Quero trazer uma reflexão muito importante e que fala sobre empoderamento, inclusão e igualdade: o movimento de mulheres negras sempre repete uma frase emblemática – nossos passos vêm de longe. O caminho que nos trouxe até aqui, sejam mulheres negras ou brancas, cada uma com suas experiências e desafios, foi pavimentado por lutas, resistências e conquistas históricas.
Recentemente, me provocaram sobre uma lei promulgada em 2022, que finalmente garantiu às mulheres o direito de decidir sobre a laqueadura, sem a necessidade da autorização do marido ou companheiro. Até parece absurdo que, em pleno século XXI, uma mulher ainda precisasse da anuência de um homem para escolher sobre o próprio corpo.
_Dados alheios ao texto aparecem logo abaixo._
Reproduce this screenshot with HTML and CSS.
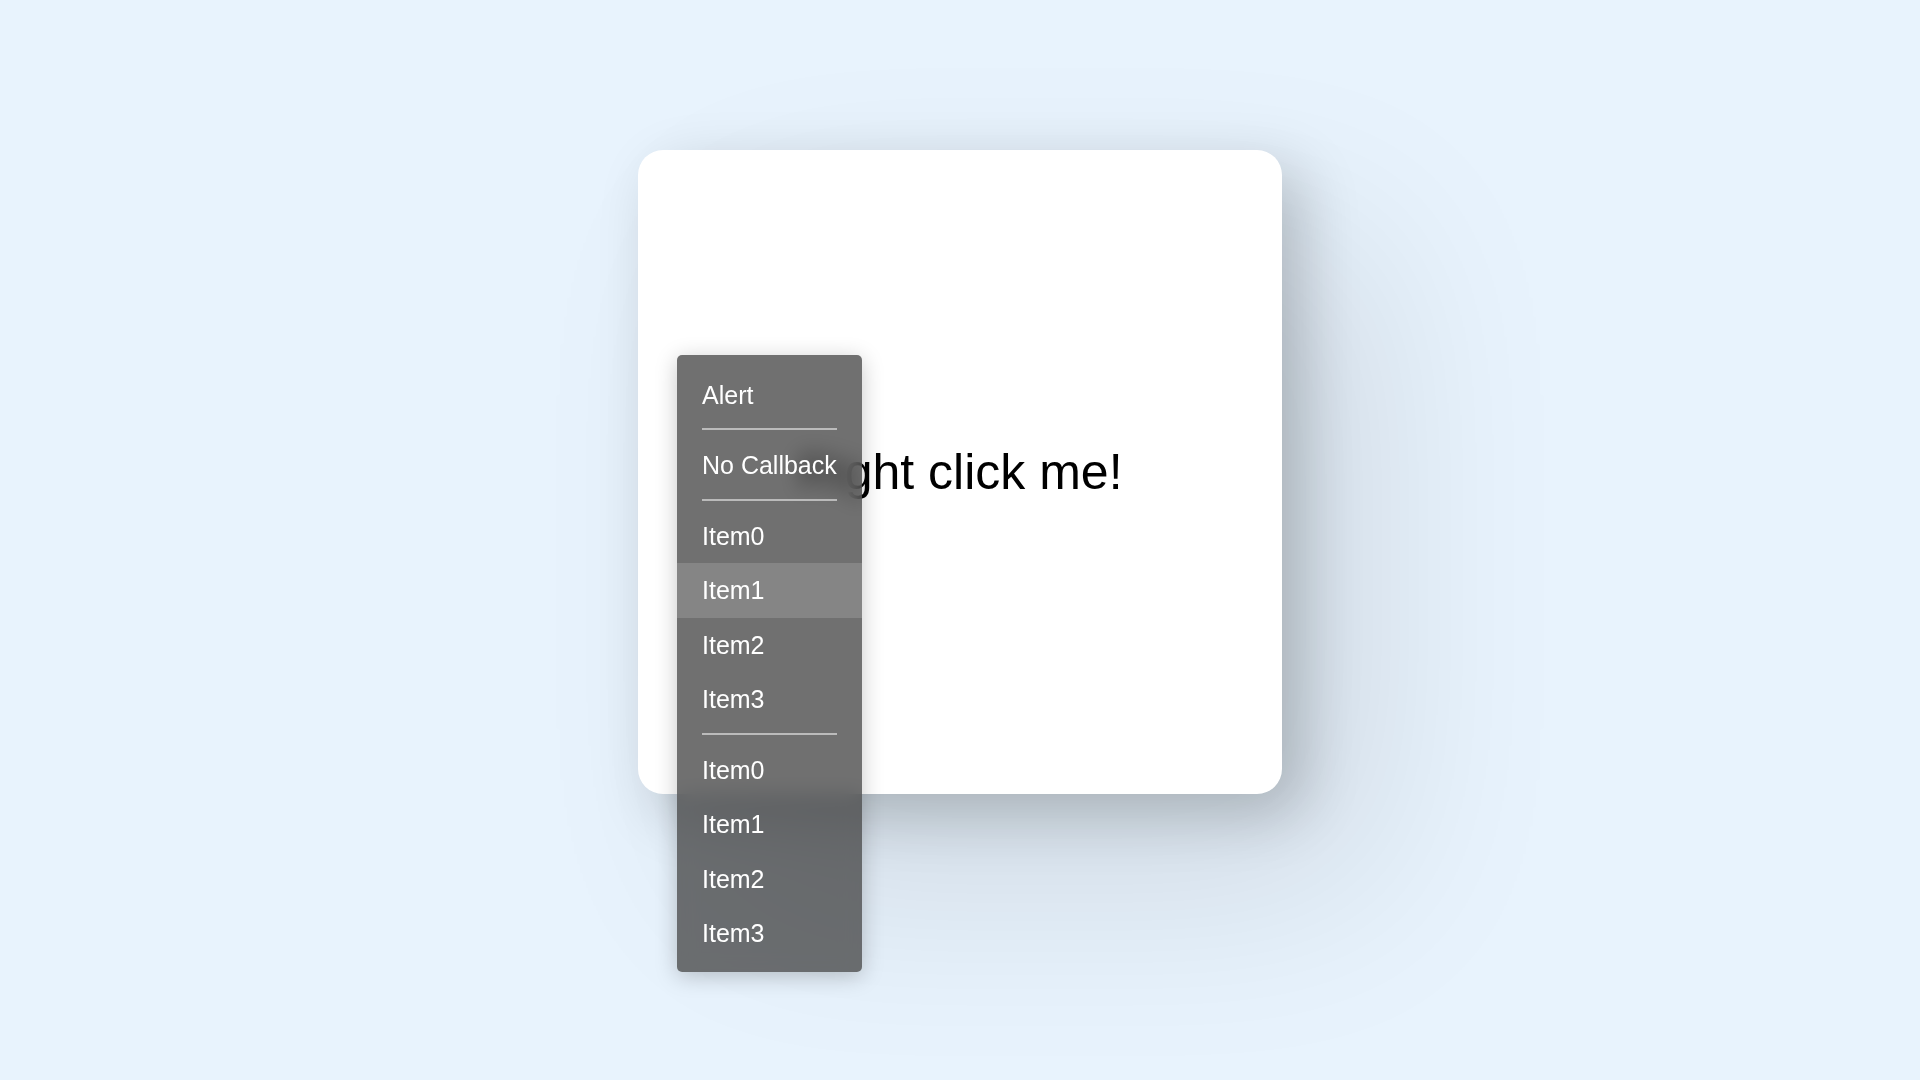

O direito de decidir sobre nossa própria vida deveria ser inquestionável. Mas, até pouco tempo atrás, era assim: a autonomia da mulher, até para decidir se queria ter filhos ou não, era limitada.
Esse questionamento me fez lembrar de um encontro com outras mulheres, onde reconstruímos nossa linha do tempo de conquistas. Em 1962, tivemos o Estatuto da Mulher Casada, que permitiu a mulheres se verem livres de maridos que já não faziam sentido em suas vidas, por diversos motivos, como falta de afeto ou abuso. Em 1974, só então conseguimos o direito de ter um cartão de crédito. E, em 1977, mais de uma década depois, chegou o direito ao divórcio. São marcos fundamentais, mas que revelam como os direitos mais básicos nos foram negados e precisaram ser escritos em lei para terem validade.
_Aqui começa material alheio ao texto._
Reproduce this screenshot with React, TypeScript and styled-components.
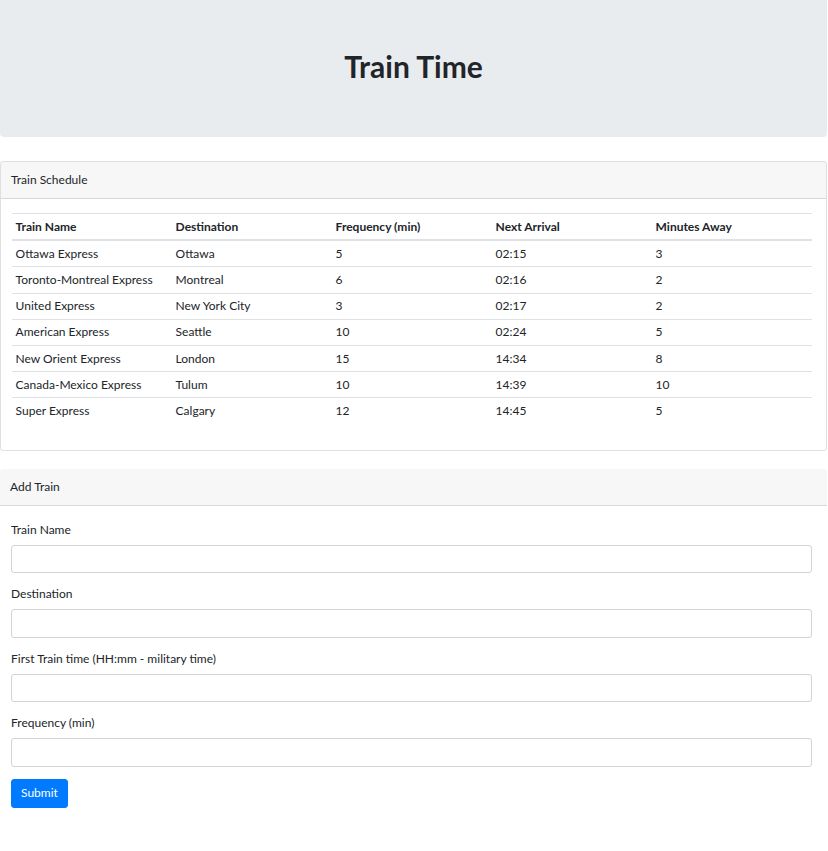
import React from "react";
import styled, { createGlobalStyle } from "styled-components";

const GlobalStyle = createGlobalStyle`
  html, body { margin: 0; padding: 0; background: #fff; }
  body {
    font-family: Lato, "Open Sans", "Liberation Sans", sans-serif;
    font-size: 12px;
    line-height: 18px;
    color: #212529;
  }
  * { box-sizing: border-box; }
`;

const Page = styled.div`
  width: 827px;
`;

const Jumbotron = styled.header`
  background: #e9ecef;
  border-radius: 0 0 4px 4px;
  padding: 48px 24px 47px;
  margin-bottom: 24px;
  text-align: center;
`;

const Title = styled.h1`
  margin: 0 0 6px;
  font-size: 30px;
  line-height: 36px;
  font-weight: 700;
  color: #212529;
`;

const Card = styled.section<{ $bordered?: boolean }>`
  border: ${(p) => (p.$bordered ? "1px solid rgba(0,0,0,0.125)" : "none")};
  border-radius: 3px;
  margin-bottom: 18px;
  overflow: hidden;
`;

const CardHeader = styled.div`
  background: rgba(0, 0, 0, 0.03);
  border-bottom: 1px solid rgba(0, 0, 0, 0.125);
  padding: 9px 10px;
  line-height: 18px;
`;

const CardBody = styled.div`
  padding: 14px 14px 14px 11px;
`;

const FormBody = styled.div`
  padding: 15px 15px 15px 11px;
`;

const Table = styled.table`
  width: 100%;
  table-layout: fixed;
  border-collapse: collapse;
  margin-bottom: 12px;
`;

const Th = styled.th`
  text-align: left;
  font-weight: 700;
  padding: 3.6px 3.6px;
  border-top: 1px solid #dee2e6;
  border-bottom: 2px solid #dee2e6;
  line-height: 18px;
`;

const Td = styled.td`
  padding: 3.6px 3.6px;
  border-top: 1px solid #dee2e6;
  line-height: 18px;
`;

const FormGroup = styled.div`
  margin-bottom: 12px;
`;

const Label = styled.label`
  display: block;
  margin-bottom: 6px;
  line-height: 18px;
`;

const Input = styled.input`
  display: block;
  width: 100%;
  height: 28.5px;
  padding: 4.5px 9px;
  font: inherit;
  color: #495057;
  background: #fff;
  border: 1px solid #ced4da;
  border-radius: 3px;
`;

const Button = styled.button`
  font: inherit;
  line-height: 18px;
  color: #fff;
  background: #007bff;
  border: 1px solid #007bff;
  border-radius: 3px;
  padding: 4.5px 9px;
  cursor: pointer;
`;

const rows = [
  ["Ottawa Express", "Ottawa", "5", "02:15", "3"],
  ["Toronto-Montreal Express", "Montreal", "6", "02:16", "2"],
  ["United Express", "New York City", "3", "02:17", "2"],
  ["American Express", "Seattle", "10", "02:24", "5"],
  ["New Orient Express", "London", "15", "14:34", "8"],
  ["Canada-Mexico Express", "Tulum", "10", "14:39", "10"],
  ["Super Express", "Calgary", "12", "14:45", "5"],
];

const heads = ["Train Name", "Destination", "Frequency (min)", "Next Arrival", "Minutes Away"];
const fields = ["Train Name", "Destination", "First Train time (HH:mm - military time)", "Frequency (min)"];

export default function App() {
  return (
    <Page>
      <GlobalStyle />
      <Jumbotron>
        <Title>Train Time</Title>
      </Jumbotron>
      <Card $bordered>
        <CardHeader>Train Schedule</CardHeader>
        <CardBody>
          <Table>
            <thead>
              <tr>
                {heads.map((h) => (
                  <Th key={h}>{h}</Th>
                ))}
              </tr>
            </thead>
            <tbody>
              {rows.map((r) => (
                <tr key={r[0]}>
                  {r.map((c, i) => (
                    <Td key={i}>{c}</Td>
                  ))}
                </tr>
              ))}
            </tbody>
          </Table>
        </CardBody>
      </Card>
      <Card>
        <CardHeader>Add Train</CardHeader>
        <FormBody>
          {fields.map((f) => (
            <FormGroup key={f}>
              <Label>{f}</Label>
              <Input type="text" />
            </FormGroup>
          ))}
          <Button type="button">Submit</Button>
        </FormBody>
      </Card>
    </Page>
  );
}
Sempre me questionei: se nascer com dignidade, respeito, direito à escolha e aos nossos corpos faz parte do que é ser humano, por que precisamos de leis para garantir o que já deveria ser nosso? Na academia, discutíamos muito sobre justnaturalismo e justpositivismo, tentando entender por que o direito à vida e ao corpo precisa ser formalizado por lei. E vejo que, mesmo em 2025, ainda precisamos dessas garantias, porque a sociedade insiste em limitar o que deveria ser natural: nossa autonomia.
A luta das mulheres, especialmente das mulheres negras, é marcada pelo empoderamento e pelo enfrentamento das barreiras impostas não apenas pelo machismo, mas também pelo racismo. Mesmo assim, somos nós quem mais carregamos as consequências de uma gravidez não planejada, de escolhas feitas sem o devido acesso à informação e ao respeito. O direito de dizer sim ou não sobre o nosso corpo, sobre a maternidade, é nosso. Mas também é responsabilidade nossa decidir quando, como e se queremos trilhar esse caminho. Porque, no final das contas, somos nós, casadas ou solteiras, jovens ou maduras, que sentimos os impactos diretamente em nossas vidas, nos estudos, no trabalho, na liberdade de ir e vir.
Ser mãe é, sem dúvida, um milagre – mas é também um compromisso profundo. Por isso, mesmo que tardiamente, celebro a conquista da laqueadura sem anuência masculina. Essa lei é mais que um direito: é um símbolo de equidade de gênero, inclusão e liberdade. Ela representa também uma chamada à reflexão para todas nós – adolescentes, jovens e mulheres aos 50 anos –, para que usemos essa autonomia com responsabilidade, fazendo escolhas conscientes e respeitando nossos próprios limites.
Que possamos aproveitar, gozar e viver nossos corpos plenamente, mas sempre lembrando que nossas decisões influenciam não só o nosso presente, mas o futuro de quem pode vir depois de nós. Nossos passos vêm de longe, e cada conquista é resultado de um longo caminho de luta. Que sigamos firmes, refletindo, avançando, empoderando e inspirando outras mulheres a trilhar, com orgulho e consciência, a sua própria jornada.